*Task to carry out*
Scan the data below and report how many lines include the word "with". Nothing else is wanted.

------ Information provided ------

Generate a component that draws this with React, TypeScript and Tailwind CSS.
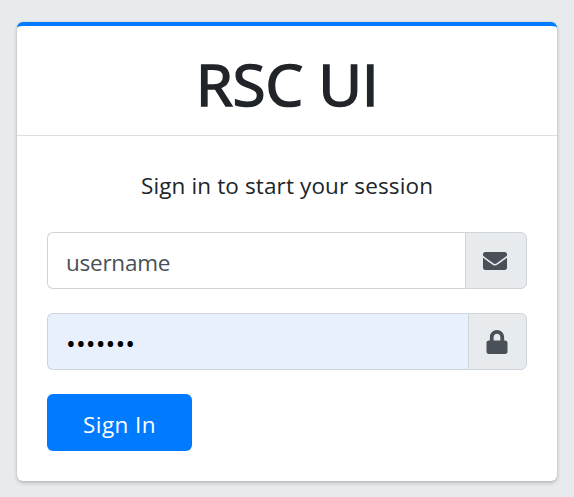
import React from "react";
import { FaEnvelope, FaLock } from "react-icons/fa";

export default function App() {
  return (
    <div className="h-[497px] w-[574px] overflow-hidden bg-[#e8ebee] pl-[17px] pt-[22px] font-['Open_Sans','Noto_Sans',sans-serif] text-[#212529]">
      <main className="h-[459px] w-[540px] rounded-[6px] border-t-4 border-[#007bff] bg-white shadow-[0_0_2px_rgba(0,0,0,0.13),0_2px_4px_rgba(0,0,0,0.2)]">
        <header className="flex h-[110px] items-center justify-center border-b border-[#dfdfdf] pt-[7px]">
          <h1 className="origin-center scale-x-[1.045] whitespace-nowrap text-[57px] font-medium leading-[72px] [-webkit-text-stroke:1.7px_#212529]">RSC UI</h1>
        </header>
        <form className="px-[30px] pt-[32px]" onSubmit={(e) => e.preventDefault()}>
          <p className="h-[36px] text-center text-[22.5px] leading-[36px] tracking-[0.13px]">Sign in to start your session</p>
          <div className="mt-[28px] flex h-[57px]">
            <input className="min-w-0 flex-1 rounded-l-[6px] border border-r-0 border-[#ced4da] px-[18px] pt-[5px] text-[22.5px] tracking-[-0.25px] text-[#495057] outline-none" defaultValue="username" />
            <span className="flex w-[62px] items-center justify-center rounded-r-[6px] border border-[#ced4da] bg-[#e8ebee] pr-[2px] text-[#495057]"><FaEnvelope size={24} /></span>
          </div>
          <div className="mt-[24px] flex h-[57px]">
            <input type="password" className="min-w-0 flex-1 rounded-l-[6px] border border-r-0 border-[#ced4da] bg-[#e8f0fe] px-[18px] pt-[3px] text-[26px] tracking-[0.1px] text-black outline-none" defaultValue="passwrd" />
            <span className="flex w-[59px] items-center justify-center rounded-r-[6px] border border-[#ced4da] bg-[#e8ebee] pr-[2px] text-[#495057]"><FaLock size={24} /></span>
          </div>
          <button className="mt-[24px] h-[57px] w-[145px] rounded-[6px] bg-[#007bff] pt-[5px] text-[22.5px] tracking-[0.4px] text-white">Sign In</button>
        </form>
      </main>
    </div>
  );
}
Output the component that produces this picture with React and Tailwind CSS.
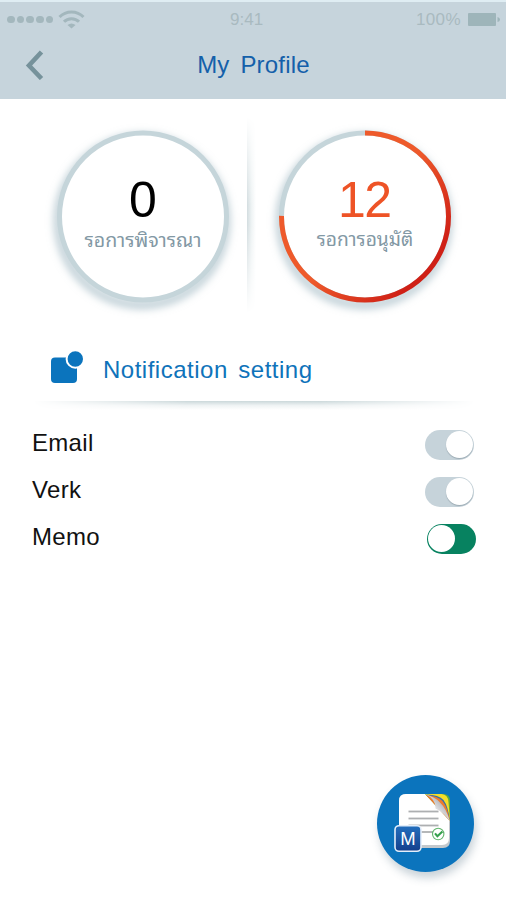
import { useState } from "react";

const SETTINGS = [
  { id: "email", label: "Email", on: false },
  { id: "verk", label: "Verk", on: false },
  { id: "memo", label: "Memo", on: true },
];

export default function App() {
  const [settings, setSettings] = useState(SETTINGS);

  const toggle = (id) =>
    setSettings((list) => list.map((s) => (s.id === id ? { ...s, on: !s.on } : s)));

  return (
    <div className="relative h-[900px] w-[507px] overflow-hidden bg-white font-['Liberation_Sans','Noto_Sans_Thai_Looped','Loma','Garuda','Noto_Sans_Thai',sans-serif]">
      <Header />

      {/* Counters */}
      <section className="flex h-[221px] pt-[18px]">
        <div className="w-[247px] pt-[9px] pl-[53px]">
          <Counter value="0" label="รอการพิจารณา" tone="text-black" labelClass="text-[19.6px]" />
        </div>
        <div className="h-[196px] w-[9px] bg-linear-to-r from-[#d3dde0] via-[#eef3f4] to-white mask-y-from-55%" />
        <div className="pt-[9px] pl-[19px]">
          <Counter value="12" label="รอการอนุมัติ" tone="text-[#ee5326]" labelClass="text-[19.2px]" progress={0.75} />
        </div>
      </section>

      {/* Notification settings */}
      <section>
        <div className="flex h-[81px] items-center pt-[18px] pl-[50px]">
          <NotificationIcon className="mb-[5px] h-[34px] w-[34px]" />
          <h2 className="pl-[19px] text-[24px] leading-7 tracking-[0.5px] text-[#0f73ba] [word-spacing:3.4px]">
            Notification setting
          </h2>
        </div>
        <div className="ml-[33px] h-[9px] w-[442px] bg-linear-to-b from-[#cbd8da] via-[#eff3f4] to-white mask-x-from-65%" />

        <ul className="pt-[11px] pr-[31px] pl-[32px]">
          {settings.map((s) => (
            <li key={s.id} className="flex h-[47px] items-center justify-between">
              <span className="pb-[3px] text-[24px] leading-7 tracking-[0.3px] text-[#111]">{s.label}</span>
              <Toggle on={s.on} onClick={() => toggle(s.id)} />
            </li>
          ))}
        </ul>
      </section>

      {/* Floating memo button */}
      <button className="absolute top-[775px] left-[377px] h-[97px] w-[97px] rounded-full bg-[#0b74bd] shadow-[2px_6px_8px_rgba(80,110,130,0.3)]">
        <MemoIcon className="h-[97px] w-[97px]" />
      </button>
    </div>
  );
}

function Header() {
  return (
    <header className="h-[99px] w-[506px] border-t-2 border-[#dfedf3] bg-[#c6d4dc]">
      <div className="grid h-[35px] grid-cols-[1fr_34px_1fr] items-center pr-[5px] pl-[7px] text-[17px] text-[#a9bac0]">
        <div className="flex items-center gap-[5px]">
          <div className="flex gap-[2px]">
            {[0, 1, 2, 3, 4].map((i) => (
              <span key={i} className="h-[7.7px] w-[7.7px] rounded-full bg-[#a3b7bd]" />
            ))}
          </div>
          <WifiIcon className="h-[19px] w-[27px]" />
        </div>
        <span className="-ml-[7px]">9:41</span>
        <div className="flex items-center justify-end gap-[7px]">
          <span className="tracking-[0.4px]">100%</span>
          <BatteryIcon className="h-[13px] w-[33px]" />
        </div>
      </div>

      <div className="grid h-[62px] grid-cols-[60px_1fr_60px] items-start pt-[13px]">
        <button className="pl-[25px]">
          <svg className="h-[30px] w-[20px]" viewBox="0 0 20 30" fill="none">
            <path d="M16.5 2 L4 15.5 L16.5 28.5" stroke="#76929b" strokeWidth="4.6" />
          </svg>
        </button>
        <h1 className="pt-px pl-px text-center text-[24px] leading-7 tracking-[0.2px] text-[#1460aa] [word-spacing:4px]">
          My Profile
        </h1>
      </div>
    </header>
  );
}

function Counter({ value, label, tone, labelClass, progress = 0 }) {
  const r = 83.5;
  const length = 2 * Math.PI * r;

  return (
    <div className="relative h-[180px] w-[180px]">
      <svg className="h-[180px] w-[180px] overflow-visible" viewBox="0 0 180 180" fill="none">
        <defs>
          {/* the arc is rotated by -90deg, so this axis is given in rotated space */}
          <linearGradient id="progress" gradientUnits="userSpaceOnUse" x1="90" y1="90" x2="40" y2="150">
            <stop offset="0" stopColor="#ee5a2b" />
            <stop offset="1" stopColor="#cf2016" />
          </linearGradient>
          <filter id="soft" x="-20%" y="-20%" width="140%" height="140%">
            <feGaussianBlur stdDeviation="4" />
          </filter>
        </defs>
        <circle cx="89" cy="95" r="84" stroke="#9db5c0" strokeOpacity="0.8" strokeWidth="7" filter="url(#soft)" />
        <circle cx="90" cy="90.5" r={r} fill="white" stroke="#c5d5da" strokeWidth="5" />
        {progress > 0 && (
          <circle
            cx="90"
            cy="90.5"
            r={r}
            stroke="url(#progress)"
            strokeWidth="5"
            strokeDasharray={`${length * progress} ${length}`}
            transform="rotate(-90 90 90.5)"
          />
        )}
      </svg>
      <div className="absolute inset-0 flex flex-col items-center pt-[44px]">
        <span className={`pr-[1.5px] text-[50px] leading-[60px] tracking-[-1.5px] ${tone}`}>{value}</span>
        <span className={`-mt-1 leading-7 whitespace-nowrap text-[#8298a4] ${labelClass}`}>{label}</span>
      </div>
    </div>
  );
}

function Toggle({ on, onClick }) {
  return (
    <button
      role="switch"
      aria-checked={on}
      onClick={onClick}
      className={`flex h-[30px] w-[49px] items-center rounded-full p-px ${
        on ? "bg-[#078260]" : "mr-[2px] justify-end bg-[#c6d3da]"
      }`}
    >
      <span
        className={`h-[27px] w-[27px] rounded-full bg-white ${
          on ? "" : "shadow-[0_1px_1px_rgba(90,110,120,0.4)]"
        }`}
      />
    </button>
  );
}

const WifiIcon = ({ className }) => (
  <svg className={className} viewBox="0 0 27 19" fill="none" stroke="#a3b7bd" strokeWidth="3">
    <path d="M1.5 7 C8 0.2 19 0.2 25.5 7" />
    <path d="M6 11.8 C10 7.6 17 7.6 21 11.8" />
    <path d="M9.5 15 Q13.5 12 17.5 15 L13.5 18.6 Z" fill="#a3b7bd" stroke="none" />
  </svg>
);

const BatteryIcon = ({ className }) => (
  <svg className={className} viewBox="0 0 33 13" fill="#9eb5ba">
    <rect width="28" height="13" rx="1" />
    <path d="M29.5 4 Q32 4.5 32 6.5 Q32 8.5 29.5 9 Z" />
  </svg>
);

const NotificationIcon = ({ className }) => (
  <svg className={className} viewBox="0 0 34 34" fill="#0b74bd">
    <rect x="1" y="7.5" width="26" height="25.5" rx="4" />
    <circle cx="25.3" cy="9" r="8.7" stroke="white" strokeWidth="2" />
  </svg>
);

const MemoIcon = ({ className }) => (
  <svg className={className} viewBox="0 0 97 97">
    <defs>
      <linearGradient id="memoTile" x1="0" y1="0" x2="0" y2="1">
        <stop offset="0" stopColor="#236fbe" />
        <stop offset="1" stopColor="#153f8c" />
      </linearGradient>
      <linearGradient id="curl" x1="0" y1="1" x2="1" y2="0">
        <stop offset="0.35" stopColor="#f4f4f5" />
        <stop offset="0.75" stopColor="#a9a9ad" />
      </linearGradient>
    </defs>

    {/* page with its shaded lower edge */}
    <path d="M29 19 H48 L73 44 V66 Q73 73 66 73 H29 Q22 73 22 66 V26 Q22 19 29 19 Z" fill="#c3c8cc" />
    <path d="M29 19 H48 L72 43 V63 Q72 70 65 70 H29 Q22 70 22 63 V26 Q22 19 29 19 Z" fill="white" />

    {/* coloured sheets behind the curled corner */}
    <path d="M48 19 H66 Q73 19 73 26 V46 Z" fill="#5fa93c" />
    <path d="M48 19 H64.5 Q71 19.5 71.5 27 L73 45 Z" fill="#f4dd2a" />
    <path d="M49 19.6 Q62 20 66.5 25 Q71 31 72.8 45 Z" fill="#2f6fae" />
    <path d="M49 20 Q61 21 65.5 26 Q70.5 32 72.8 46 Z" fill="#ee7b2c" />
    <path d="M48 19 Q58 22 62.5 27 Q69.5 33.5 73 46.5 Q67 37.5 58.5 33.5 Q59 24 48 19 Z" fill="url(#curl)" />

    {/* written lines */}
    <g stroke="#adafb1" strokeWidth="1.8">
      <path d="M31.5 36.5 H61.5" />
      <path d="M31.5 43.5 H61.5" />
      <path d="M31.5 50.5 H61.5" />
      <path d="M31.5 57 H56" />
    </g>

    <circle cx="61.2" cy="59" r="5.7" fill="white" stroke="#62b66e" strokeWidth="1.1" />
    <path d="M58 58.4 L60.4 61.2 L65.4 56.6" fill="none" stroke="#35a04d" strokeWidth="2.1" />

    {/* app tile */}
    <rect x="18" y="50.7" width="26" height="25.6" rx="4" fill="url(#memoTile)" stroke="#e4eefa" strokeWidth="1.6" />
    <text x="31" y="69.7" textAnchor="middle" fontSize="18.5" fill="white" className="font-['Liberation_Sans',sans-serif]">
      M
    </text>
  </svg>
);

------

*Full solution*
3